▶ [Task goal]:
Keep the images out and copy every entry below exactly.

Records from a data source
=====
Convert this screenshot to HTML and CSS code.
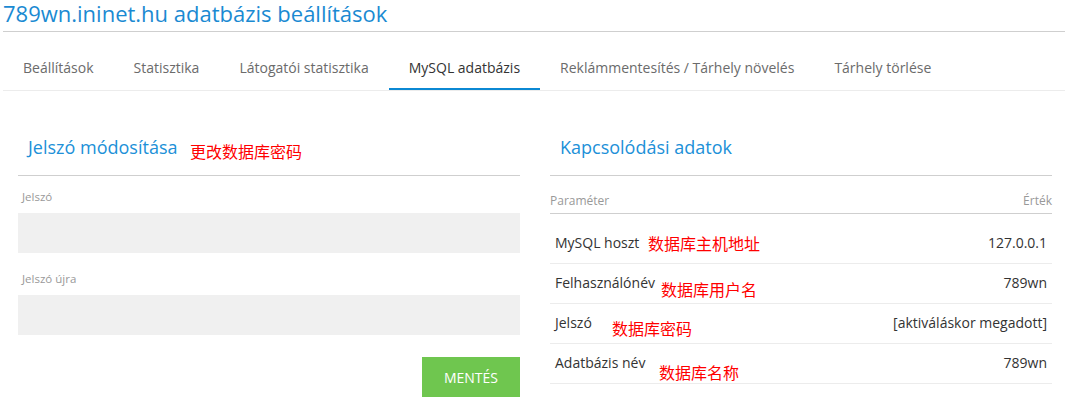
FILE: index.html
```html
<!DOCTYPE html>
<html lang="hu">
<head>
<meta charset="utf-8">
<title>789wn.ininet.hu adatbázis beállítások</title>
<link rel="stylesheet" href="styles.css">
</head>
<body>
<div class="page">
  <div class="title-bar">
    <h1 class="title">789wn.ininet.hu adatbázis beállítások</h1>
  </div>
  <nav class="tabs">
    <a class="tab">Beállítások</a>
    <a class="tab">Statisztika</a>
    <a class="tab">Látogatói statisztika</a>
    <a class="tab active">MySQL adatbázis</a>
    <a class="tab">Reklámmentesítés / Tárhely növelés</a>
    <a class="tab">Tárhely törlése</a>
  </nav>
  <div class="panels">
    <section class="panel">
      <h2 class="panel-title">Jelszó módosítása<span class="note note-title">更改数据库密码</span></h2>
      <label class="field-label first">Jelszó</label>
      <div class="input"></div>
      <label class="field-label">Jelszó újra</label>
      <div class="input"></div>
      <div class="actions"><button class="btn-save">MENTÉS</button></div>
    </section>
    <section class="panel">
      <h2 class="panel-title">Kapcsolódási adatok</h2>
      <div class="table">
        <div class="thead"><span>Paraméter</span><span>Érték</span></div>
        <div class="row row-first"><span>MySQL hoszt</span><span>127.0.0.1</span><span class="note note-r1">数据库主机地址</span></div>
        <div class="row"><span>Felhasználónév</span><span>789wn</span><span class="note note-r2">数据库用户名</span></div>
        <div class="row"><span>Jelszó</span><span>[aktiváláskor megadott]</span><span class="note note-r3">数据库密码</span></div>
        <div class="row"><span>Adatbázis név</span><span>789wn</span><span class="note note-r4">数据库名称</span></div>
      </div>
    </section>
  </div>
</div>
</body>
</html>
```
FILE: styles.css
```css
html, body {
  margin: 0;
  padding: 0;
  background: #fff;
  overflow: hidden;
}
body {
  font-family: "Open Sans", "Noto Sans", sans-serif;
  color: #333;
}
.page {
  padding-left: 3px;
}
.title-bar {
  border-bottom: 1px solid #cfcfcf;
}
.title {
  margin: 0;
  font-size: 22px;
  line-height: 26px;
  font-weight: 400;
  color: #1a8ad2;
  padding-bottom: 5px;
}
.tabs {
  display: flex;
  border-bottom: 1px solid #ececec;
}
.tab {
  font-size: 14px;
  line-height: 20px;
  color: #6b6b6b;
  padding: 26px 20px 10px;
  border-bottom: 2px solid transparent;
  cursor: pointer;
}
.tab.active {
  color: #333;
  border-bottom-color: #0b88d3;
}
.panels {
  display: grid;
  grid-template-columns: 502px 502px;
  column-gap: 30px;
  padding-left: 15px;
}
.panel {
  display: flex;
  flex-direction: column;
}
.panel-title {
  position: relative;
  margin: 44px 0 0;
  font-size: 18px;
  line-height: 24px;
  font-weight: 400;
  color: #2090d8;
  padding: 0 0 16px 10px;
  border-bottom: 1px solid #cfcfcf;
}
.note {
  position: absolute;
  font-family: "Noto Sans CJK SC", sans-serif;
  font-size: 16px;
  line-height: 16px;
  color: #ff0000;
  white-space: nowrap;
}
.note-title { left: 172px; top: 8px; }
.field-label {
  display: block;
  font-size: 11.5px;
  line-height: 16px;
  color: #999;
  padding-left: 4px;
  margin-top: 18px;
}
.field-label.first {
  margin-top: 13px;
}
.input {
  height: 40px;
  background: #f0f0f0;
  margin-top: 8px;
}
.actions {
  display: flex;
  justify-content: flex-end;
  margin-top: 22px;
}
.btn-save {
  width: 98px;
  height: 40px;
  border: 0;
  background: #6fc64f;
  color: #fff;
  font-family: "Open Sans", sans-serif;
  font-size: 14px;
  padding: 0;
}
.table {
  margin-top: 17px;
}
.thead {
  display: flex;
  justify-content: space-between;
  font-size: 12px;
  line-height: 16px;
  color: #999;
  padding-bottom: 4px;
  border-bottom: 1px solid #cfcfcf;
}
.row {
  position: relative;
  display: flex;
  justify-content: space-between;
  font-size: 14px;
  line-height: 18px;
  color: #333;
  padding: 10px 5px 11px;
  border-bottom: 1px solid #ececec;
}
.row-first {
  padding-top: 20px;
}
.note-r1 { left: 98px; top: 21px; }
.note-r2 { left: 111px; top: 17px; }
.note-r3 { left: 62px; top: 16px; }
.note-r4 { left: 109px; top: 20px; }
```
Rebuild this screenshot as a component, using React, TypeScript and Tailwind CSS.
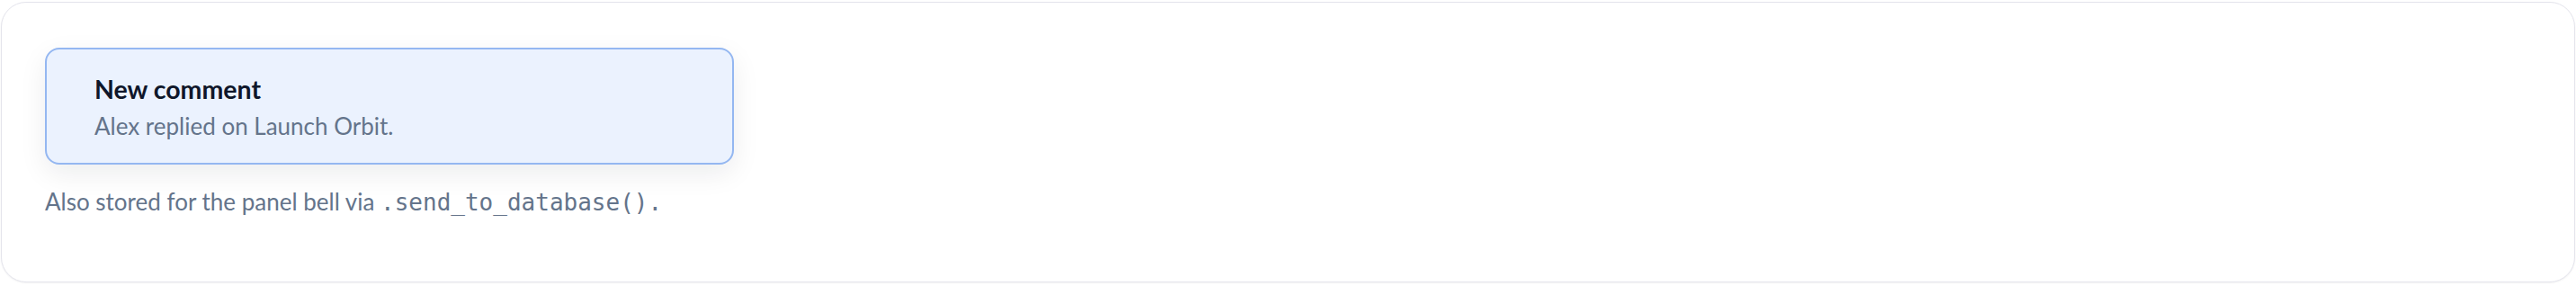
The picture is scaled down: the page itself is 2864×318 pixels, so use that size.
=====
▶ [Exercise output]:
Convert this screenshot to HTML and CSS code.
FILE: index.html
```html
<!DOCTYPE html>
<html lang="hu">
<head>
<meta charset="utf-8">
<title>789wn.ininet.hu adatbázis beállítások</title>
<link rel="stylesheet" href="styles.css">
</head>
<body>
<div class="page">
  <div class="title-bar">
    <h1 class="title">789wn.ininet.hu adatbázis beállítások</h1>
  </div>
  <nav class="tabs">
    <a class="tab">Beállítások</a>
    <a class="tab">Statisztika</a>
    <a class="tab">Látogatói statisztika</a>
    <a class="tab active">MySQL adatbázis</a>
    <a class="tab">Reklámmentesítés / Tárhely növelés</a>
    <a class="tab">Tárhely törlése</a>
  </nav>
  <div class="panels">
    <section class="panel">
      <h2 class="panel-title">Jelszó módosítása<span class="note note-title">更改数据库密码</span></h2>
      <label class="field-label first">Jelszó</label>
      <div class="input"></div>
      <label class="field-label">Jelszó újra</label>
      <div class="input"></div>
      <div class="actions"><button class="btn-save">MENTÉS</button></div>
    </section>
    <section class="panel">
      <h2 class="panel-title">Kapcsolódási adatok</h2>
      <div class="table">
        <div class="thead"><span>Paraméter</span><span>Érték</span></div>
        <div class="row row-first"><span>MySQL hoszt</span><span>127.0.0.1</span><span class="note note-r1">数据库主机地址</span></div>
        <div class="row"><span>Felhasználónév</span><span>789wn</span><span class="note note-r2">数据库用户名</span></div>
        <div class="row"><span>Jelszó</span><span>[aktiváláskor megadott]</span><span class="note note-r3">数据库密码</span></div>
        <div class="row"><span>Adatbázis név</span><span>789wn</span><span class="note note-r4">数据库名称</span></div>
      </div>
    </section>
  </div>
</div>
</body>
</html>
```
FILE: styles.css
```css
html, body {
  margin: 0;
  padding: 0;
  background: #fff;
  overflow: hidden;
}
body {
  font-family: "Open Sans", "Noto Sans", sans-serif;
  color: #333;
}
.page {
  padding-left: 3px;
}
.title-bar {
  border-bottom: 1px solid #cfcfcf;
}
.title {
  margin: 0;
  font-size: 22px;
  line-height: 26px;
  font-weight: 400;
  color: #1a8ad2;
  padding-bottom: 5px;
}
.tabs {
  display: flex;
  border-bottom: 1px solid #ececec;
}
.tab {
  font-size: 14px;
  line-height: 20px;
  color: #6b6b6b;
  padding: 26px 20px 10px;
  border-bottom: 2px solid transparent;
  cursor: pointer;
}
.tab.active {
  color: #333;
  border-bottom-color: #0b88d3;
}
.panels {
  display: grid;
  grid-template-columns: 502px 502px;
  column-gap: 30px;
  padding-left: 15px;
}
.panel {
  display: flex;
  flex-direction: column;
}
.panel-title {
  position: relative;
  margin: 44px 0 0;
  font-size: 18px;
  line-height: 24px;
  font-weight: 400;
  color: #2090d8;
  padding: 0 0 16px 10px;
  border-bottom: 1px solid #cfcfcf;
}
.note {
  position: absolute;
  font-family: "Noto Sans CJK SC", sans-serif;
  font-size: 16px;
  line-height: 16px;
  color: #ff0000;
  white-space: nowrap;
}
.note-title { left: 172px; top: 8px; }
.field-label {
  display: block;
  font-size: 11.5px;
  line-height: 16px;
  color: #999;
  padding-left: 4px;
  margin-top: 18px;
}
.field-label.first {
  margin-top: 13px;
}
.input {
  height: 40px;
  background: #f0f0f0;
  margin-top: 8px;
}
.actions {
  display: flex;
  justify-content: flex-end;
  margin-top: 22px;
}
.btn-save {
  width: 98px;
  height: 40px;
  border: 0;
  background: #6fc64f;
  color: #fff;
  font-family: "Open Sans", sans-serif;
  font-size: 14px;
  padding: 0;
}
.table {
  margin-top: 17px;
}
.thead {
  display: flex;
  justify-content: space-between;
  font-size: 12px;
  line-height: 16px;
  color: #999;
  padding-bottom: 4px;
  border-bottom: 1px solid #cfcfcf;
}
.row {
  position: relative;
  display: flex;
  justify-content: space-between;
  font-size: 14px;
  line-height: 18px;
  color: #333;
  padding: 10px 5px 11px;
  border-bottom: 1px solid #ececec;
}
.row-first {
  padding-top: 20px;
}
.note-r1 { left: 98px; top: 21px; }
.note-r2 { left: 111px; top: 17px; }
.note-r3 { left: 62px; top: 16px; }
.note-r4 { left: 109px; top: 20px; }
```
Rebuild this screenshot as a component, using React, TypeScript and Tailwind CSS.
The picture is scaled down: the page itself is 2864×318 pixels, so use that size.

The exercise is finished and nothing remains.